How to speed up reading from N-dimensional matrix in a nested loop?
Show older comments
Hi,
I've got a piece of code that has to run in many nested loops. In the next-to-most inner loop I need to grab some elements from an N-dimensional matrix (N>=5) and perform some calculations on these values. When running the profiler I found that the bottle neck is reading elements from the N-dimensional matrix. The matrix size will typically be [9,9,9,9,9,100] so even though it is big, it's not extremely large.
I wonder if you guys have any good idea on how to speed up this code? Any ideas would be extremely welcome - I've spent days reading on google and trying different things in the profiler, and the quickest way I've found is to stack all the data into a 3D matrix, and looping through the 3rd dimension of this new matrix to perform the calculations.
See a code example below (in this code there might be ways to get rid of some of the loops, but that won't be the case in my real code since that will have a lot of logic on each level).
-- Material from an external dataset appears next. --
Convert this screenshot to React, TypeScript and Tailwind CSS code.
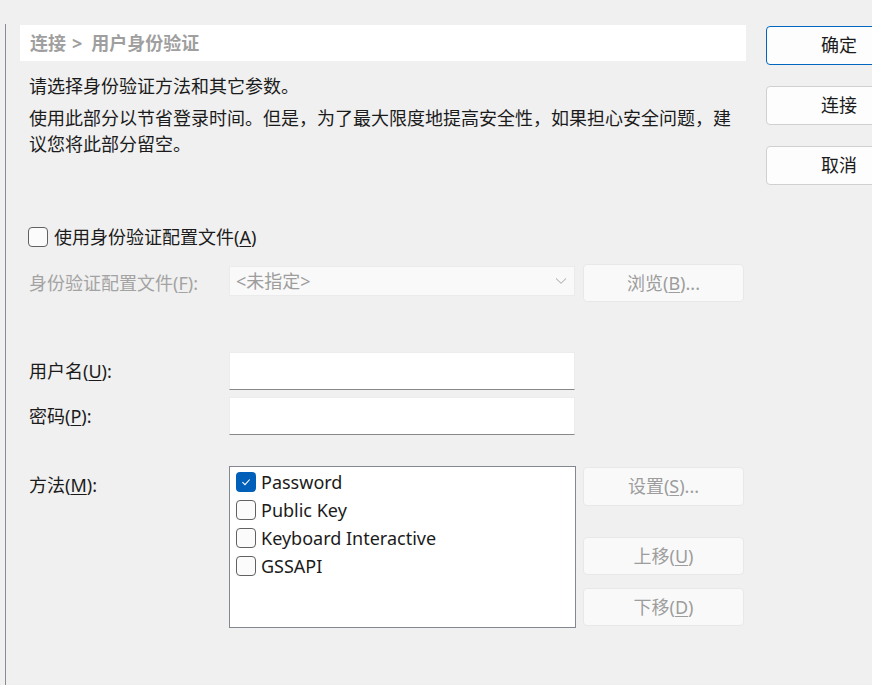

It takes ~1.6sec to run on my laptop, and of this ~1.35 sec is spent reading from the N-dimensional matrix...
Kindly, Anders
% File: test.m
clear
%%This section can not be changed in my real code).
%Set up some grids:
small_grid=3;
large_grid=4;
H=small_grid;
a=linspace(1,4,large_grid)'; A=length(a);
b=linspace(1,3,small_grid)'; B=length(b);
c=linspace(1,2,small_grid)';C=length(c);
d=linspace(1,4,small_grid)';D=length(d);
e=linspace(1,4,10)';E=length(e);
f=1:10;
[ga gb gc gd ge]=ndgrid(a,b,c,d,e);
I=32;%
fn1=ga./3+gb/.5 +gc./3 +gd./4 +ge/4;%Some function
fn2=ga./1+gb/.1 +gc./10 +gd./4 +ge/.1;%Some other function
soughtValue=zeros(length(f),8);
tic
for h=1:H
for a_=1:A
aa=rand(I,1).*(a(end)-a(1))+a(1);%In the real code each level will have a lot of logic...
for b_=1:B
bb=rand(I,1).*(b(end)-b(1))+b(1);
for c_=1:C
cc=rand(I,1).*(c(end)-c(1))+c(1);
for d_=1:D
dd=rand(I,1).*(d(end)-d(1))+d(1);
for e_=1:E
ee=rand(I,1).*(e(end)-e(1))+e(1);
% Calculate which elements to pick out
before1=floor(rand(length(f),1)*(length(a)-1)+1);
after1=before1+1;
before2=floor(rand(length(f),1)*(length(b)-1)+1);
after2=before2+1;
c_index=floor(rand(length(f),1)*(C-1)+1);
d_index=floor(rand(length(f),1)*(D-1)+1);
% Some parameters
a1=floor(rand(length(f))*(length(f)-1)+1);
a2=floor(rand(size(f))*(length(f)-1)+1);
a3=floor(rand(size(f))*(length(f)-1)+1);
a4=floor(rand(size(f))*(length(f)-1)+1);
%%This is the section that can be changed in order to speed up calculations
for ff=1:length(f)
%I've found that it's quickest to store the data in a 3D
%matrix and then loop over the last dimension of this matrix
%to perform the calculations. But even this is slow!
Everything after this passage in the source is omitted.